**Problem statement:** Wherever the string "that" appears, copy the whole line.

**Task material:**
▬▬▬▬▬▬

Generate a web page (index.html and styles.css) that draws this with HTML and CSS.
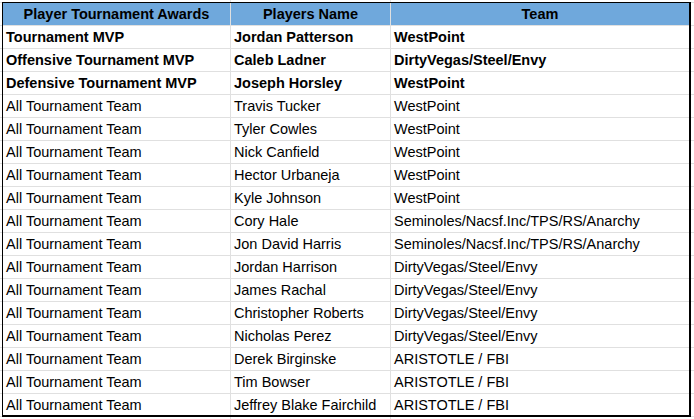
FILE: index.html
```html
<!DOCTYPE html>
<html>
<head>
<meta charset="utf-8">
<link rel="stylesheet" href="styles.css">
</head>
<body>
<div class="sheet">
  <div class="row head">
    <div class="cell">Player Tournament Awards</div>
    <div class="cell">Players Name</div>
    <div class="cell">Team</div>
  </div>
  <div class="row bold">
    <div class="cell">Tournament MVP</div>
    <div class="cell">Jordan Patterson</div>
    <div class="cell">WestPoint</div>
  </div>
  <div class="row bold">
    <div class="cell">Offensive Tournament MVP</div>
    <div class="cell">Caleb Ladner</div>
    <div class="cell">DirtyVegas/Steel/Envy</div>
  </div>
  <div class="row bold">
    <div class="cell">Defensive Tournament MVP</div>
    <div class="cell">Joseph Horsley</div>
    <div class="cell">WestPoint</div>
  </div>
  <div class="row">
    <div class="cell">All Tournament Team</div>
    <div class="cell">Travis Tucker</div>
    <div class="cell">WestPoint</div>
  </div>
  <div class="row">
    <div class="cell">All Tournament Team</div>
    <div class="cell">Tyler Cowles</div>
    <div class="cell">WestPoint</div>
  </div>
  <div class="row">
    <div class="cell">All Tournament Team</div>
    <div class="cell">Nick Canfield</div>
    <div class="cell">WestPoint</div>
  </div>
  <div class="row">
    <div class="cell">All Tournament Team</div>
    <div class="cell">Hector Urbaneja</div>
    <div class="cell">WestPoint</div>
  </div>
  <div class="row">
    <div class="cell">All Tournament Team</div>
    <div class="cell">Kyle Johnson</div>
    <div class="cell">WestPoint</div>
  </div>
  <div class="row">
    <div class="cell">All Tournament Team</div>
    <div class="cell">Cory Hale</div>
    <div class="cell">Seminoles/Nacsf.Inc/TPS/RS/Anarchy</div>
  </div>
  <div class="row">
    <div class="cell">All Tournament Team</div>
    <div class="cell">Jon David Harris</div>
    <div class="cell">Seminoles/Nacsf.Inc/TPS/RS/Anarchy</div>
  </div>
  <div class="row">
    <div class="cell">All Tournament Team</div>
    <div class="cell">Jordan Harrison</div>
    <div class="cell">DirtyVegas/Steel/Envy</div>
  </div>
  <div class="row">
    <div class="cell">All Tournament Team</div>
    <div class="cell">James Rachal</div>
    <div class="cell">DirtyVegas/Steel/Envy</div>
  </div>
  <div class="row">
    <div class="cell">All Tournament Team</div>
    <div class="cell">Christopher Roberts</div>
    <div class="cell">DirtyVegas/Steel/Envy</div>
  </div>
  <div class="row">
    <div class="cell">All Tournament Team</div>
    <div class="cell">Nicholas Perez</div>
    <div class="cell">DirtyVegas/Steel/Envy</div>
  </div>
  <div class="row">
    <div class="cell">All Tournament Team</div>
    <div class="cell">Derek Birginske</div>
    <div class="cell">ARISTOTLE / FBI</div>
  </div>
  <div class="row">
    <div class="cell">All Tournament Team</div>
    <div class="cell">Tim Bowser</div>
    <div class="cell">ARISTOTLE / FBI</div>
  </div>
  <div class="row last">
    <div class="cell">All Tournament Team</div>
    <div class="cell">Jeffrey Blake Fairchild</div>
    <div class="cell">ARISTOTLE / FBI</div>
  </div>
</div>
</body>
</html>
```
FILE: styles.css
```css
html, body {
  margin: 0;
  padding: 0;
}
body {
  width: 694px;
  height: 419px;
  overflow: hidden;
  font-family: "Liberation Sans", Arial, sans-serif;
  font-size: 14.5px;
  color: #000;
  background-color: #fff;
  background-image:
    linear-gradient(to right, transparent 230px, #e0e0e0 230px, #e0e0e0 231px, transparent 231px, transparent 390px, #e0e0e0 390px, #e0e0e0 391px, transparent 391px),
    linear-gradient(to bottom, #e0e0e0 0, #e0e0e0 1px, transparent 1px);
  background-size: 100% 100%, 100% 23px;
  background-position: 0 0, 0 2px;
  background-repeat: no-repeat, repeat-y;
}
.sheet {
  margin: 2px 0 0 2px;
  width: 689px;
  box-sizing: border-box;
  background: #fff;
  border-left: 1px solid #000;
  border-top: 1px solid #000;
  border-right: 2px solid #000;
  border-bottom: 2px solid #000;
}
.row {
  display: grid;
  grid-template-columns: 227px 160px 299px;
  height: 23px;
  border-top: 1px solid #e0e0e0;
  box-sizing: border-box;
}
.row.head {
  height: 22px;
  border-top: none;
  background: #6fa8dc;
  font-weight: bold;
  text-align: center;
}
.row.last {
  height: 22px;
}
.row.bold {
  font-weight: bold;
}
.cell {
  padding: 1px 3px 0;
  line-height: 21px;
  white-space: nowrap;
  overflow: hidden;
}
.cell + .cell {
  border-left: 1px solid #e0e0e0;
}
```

▬▬▬▬▬▬

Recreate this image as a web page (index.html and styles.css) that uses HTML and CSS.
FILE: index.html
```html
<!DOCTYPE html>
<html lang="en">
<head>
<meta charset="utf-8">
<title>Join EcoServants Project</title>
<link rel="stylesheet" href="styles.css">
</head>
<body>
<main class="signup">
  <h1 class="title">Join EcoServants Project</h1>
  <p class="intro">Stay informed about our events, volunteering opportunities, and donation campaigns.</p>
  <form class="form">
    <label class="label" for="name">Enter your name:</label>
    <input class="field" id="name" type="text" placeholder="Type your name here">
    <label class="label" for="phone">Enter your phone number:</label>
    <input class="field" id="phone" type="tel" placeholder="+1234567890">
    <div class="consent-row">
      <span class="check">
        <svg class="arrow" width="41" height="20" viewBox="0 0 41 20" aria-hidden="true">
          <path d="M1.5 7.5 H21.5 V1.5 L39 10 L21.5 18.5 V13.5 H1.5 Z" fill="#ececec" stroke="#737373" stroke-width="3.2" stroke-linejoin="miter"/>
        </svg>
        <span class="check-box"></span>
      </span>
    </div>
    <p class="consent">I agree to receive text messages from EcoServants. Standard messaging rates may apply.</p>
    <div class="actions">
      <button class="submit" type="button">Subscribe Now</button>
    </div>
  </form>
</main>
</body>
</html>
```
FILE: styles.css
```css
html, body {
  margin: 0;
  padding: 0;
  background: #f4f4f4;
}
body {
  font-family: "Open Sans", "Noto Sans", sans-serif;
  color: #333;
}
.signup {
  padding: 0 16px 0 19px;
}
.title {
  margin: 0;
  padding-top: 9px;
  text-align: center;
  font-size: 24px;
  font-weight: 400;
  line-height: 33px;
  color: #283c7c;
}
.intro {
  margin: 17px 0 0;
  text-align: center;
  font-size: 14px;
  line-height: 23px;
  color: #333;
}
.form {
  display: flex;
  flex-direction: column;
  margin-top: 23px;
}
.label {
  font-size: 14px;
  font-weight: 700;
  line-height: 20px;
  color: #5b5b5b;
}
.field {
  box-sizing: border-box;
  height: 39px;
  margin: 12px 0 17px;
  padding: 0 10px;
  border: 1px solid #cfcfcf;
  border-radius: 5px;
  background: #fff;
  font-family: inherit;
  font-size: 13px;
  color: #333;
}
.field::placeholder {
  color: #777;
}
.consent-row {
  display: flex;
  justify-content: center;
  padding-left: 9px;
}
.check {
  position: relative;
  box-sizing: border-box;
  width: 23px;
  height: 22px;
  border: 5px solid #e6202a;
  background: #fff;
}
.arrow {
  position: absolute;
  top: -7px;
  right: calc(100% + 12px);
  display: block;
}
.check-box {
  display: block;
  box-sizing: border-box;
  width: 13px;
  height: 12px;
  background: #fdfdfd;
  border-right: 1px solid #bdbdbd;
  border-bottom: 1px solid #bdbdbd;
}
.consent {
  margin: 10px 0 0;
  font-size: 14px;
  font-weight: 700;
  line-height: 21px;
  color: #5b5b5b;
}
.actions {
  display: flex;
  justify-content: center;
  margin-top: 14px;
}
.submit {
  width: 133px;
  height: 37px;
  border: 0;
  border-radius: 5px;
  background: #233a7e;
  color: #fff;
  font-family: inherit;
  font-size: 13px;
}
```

▬▬▬▬▬▬

**Reply to the exercise:**
Generate a web page (index.html and styles.css) that draws this with HTML and CSS.
Recreate this image as a web page (index.html and styles.css) that uses HTML and CSS.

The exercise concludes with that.